The author of His Majesty the Worm wrote a full multi-step course on adventure building.

Joseph R. Lewis, who wrote several well known adventures in the OSR, has a YouTube series about adventure creation. I consider his adventures to be of really high quality. Here's the playlist.

I don't think either are revolutionary, but sometimes it's nice to have a clear order to follow.
 

I might take an idea from a PC. Perhaps he has a history event or ongoing feud or such. I had one PC who's background had him owing a debt for freedom and after several levels of adventuring, I made an adventure with a collector coming around and offering to cancel it for a specific mission.

Sometimes I take the PC's level and find a monster I want to use. Then I make an adventure around the monster. Maybe 3rd level PCs are traveling between villages and I want to have them run into a manticore. There could be a planned encounter where the spot the manticore and maybe a chance it attacks. The players can decide to take the hook and I might have the lair in a 5-room dungeon.

I might also make an item I think one of the PCs would take and place it in someplace they can find it. I add hooks to see if they bite.
 


I might take an idea from a PC. Perhaps he has a history event or ongoing feud or such. I had one PC who's background had him owing a debt for freedom and after several levels of adventuring, I made an adventure with a collector coming around and offering to cancel it for a specific mission.

Sometimes I take the PC's level and find a monster I want to use. Then I make an adventure around the monster. Maybe 3rd level PCs are traveling between villages and I want to have them run into a manticore. There could be a planned encounter where the spot the manticore and maybe a chance it attacks. The players can decide to take the hook and I might have the lair in a 5-room dungeon.

I might also make an item I think one of the PCs would take and place it in someplace they can find it. I add hooks to see if they bite.
My issue is less coming up with ideas or inspiration and more the actual practicalities of turning that into an adventure. @TheAlkaizer ’s resources look really interesting. Though both do seem to be specifically about dungeon building. Rather than other types of adventures. I might try and find some flowcharts.
 




I've created an adventure in a forest that was essentially a dungeon with permeable walls. I had clearings that were linked by paths but nothing stopped players going off the beaten track. For each clearing I had different encounters, some of them knew about other clearings (as in what was in them), some of them wanted specific things done which provided rewards that allowed easier progression towards their final destination.

So I guess I had:
1. A map
2. An overarching questline
3. Encounters/people with knowledge and minor quests.

Those three things combined into an adventure.
 

I am a big proponent of prepping situations rather than stories.
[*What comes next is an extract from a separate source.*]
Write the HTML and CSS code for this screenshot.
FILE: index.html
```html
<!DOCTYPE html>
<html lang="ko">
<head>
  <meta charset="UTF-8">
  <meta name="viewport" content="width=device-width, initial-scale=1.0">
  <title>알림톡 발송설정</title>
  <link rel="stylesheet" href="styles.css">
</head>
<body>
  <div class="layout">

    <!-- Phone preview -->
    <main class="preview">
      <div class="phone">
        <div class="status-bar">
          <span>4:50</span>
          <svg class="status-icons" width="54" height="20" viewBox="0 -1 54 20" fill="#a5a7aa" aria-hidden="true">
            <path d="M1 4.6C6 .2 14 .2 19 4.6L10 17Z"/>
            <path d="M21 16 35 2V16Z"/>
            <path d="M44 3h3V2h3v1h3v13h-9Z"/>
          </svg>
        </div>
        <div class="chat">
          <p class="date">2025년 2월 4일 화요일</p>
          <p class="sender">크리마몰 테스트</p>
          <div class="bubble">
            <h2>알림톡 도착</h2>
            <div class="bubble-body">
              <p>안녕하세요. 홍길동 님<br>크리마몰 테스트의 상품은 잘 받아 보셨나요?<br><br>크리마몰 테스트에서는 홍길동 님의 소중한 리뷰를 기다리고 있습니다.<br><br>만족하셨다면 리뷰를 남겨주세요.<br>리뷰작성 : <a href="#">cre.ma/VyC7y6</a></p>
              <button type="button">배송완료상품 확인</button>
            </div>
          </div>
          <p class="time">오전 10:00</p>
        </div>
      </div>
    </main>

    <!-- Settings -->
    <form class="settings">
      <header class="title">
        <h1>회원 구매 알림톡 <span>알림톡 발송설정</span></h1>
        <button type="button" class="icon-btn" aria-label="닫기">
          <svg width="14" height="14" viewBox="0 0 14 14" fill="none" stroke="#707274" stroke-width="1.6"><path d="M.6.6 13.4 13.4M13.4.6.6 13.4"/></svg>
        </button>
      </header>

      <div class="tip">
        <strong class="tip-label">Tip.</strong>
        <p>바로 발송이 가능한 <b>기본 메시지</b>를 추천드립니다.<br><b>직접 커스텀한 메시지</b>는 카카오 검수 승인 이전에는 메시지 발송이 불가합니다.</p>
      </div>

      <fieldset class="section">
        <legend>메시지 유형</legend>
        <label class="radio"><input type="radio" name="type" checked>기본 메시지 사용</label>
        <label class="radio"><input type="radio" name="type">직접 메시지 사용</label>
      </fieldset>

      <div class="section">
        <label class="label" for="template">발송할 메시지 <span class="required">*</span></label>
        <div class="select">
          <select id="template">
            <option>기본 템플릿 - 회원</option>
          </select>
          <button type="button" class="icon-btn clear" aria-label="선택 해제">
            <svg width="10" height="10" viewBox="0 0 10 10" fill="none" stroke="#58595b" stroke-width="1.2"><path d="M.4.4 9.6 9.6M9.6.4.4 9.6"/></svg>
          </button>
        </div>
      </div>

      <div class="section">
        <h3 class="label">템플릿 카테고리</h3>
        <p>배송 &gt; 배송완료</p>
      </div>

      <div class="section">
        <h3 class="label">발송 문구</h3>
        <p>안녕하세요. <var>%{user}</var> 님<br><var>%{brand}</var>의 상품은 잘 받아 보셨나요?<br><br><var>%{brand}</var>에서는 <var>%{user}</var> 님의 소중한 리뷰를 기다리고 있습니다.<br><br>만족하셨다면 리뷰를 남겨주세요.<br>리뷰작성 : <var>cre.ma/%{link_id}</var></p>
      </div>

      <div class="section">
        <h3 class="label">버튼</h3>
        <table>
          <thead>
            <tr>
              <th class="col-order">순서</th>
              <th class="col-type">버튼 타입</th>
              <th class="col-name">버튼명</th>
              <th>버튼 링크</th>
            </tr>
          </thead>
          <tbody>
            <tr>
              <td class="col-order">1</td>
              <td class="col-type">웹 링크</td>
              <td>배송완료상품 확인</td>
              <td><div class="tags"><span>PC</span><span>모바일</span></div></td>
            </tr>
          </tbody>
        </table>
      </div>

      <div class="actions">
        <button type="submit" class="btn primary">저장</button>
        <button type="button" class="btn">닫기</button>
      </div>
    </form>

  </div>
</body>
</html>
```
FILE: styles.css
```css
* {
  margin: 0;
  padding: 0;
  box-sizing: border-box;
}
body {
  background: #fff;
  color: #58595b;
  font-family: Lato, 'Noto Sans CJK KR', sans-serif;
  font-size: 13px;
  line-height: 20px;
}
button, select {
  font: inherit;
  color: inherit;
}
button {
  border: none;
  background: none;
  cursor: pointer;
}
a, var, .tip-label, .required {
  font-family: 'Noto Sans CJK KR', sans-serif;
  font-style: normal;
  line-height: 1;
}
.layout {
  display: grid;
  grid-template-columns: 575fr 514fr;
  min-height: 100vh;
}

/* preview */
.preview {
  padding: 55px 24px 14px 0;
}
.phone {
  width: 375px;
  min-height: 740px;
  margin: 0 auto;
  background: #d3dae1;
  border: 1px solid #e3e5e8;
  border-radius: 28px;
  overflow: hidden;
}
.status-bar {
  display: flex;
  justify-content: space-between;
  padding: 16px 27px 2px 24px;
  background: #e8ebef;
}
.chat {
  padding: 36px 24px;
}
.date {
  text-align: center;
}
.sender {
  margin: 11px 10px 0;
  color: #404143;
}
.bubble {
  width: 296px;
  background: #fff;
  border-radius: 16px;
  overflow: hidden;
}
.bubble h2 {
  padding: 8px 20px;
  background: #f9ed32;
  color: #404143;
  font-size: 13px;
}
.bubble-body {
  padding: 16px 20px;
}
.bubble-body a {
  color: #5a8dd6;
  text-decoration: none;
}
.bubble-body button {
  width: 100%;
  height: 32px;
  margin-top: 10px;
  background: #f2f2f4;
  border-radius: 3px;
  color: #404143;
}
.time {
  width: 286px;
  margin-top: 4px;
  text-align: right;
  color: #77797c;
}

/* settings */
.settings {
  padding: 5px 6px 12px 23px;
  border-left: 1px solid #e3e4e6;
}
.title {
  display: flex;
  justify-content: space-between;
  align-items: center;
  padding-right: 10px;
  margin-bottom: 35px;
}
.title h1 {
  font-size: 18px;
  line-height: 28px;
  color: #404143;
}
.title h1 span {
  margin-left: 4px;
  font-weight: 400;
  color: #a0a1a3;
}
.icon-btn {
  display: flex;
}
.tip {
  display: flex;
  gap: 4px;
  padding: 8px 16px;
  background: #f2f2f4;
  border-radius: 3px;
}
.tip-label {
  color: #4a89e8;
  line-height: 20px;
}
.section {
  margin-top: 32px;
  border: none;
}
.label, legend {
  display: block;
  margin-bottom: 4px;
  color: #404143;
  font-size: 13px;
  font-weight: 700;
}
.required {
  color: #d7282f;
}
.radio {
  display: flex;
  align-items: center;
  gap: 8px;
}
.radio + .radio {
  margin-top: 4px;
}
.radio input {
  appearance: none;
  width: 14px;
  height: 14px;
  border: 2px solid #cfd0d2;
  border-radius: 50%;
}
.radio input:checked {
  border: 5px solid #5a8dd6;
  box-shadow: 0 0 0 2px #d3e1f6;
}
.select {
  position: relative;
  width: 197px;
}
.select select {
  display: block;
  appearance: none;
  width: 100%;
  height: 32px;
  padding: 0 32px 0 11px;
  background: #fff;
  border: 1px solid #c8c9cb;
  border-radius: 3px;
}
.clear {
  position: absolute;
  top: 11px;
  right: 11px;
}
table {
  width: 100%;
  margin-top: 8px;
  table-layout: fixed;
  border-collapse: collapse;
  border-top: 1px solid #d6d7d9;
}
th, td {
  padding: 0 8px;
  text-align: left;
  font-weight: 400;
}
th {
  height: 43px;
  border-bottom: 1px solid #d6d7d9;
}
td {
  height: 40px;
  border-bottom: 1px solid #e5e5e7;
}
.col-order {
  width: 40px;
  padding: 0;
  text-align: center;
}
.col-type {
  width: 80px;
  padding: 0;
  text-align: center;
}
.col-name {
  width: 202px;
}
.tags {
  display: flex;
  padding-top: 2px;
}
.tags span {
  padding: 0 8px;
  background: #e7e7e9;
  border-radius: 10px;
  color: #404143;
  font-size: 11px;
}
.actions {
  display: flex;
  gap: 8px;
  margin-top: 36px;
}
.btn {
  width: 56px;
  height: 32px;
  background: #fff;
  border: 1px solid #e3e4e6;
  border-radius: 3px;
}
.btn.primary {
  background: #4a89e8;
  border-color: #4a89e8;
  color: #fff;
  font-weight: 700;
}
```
If you focus on the situation as it is, the entities that have an interest in it and their motivations, and the locations associated with it, it is much easier to respond the the inevitability left turns your players are going to take.

For example, instead of writing an adventure in which the PCs have to unseat a cruel baron, define the people involved. Who is the baron and why is he cruel? Who wants the baron overthrown and why? Who knows things about the baron? What other events are going to occur if the PCs don't act? Then let them loose. See what they do. Play to find out.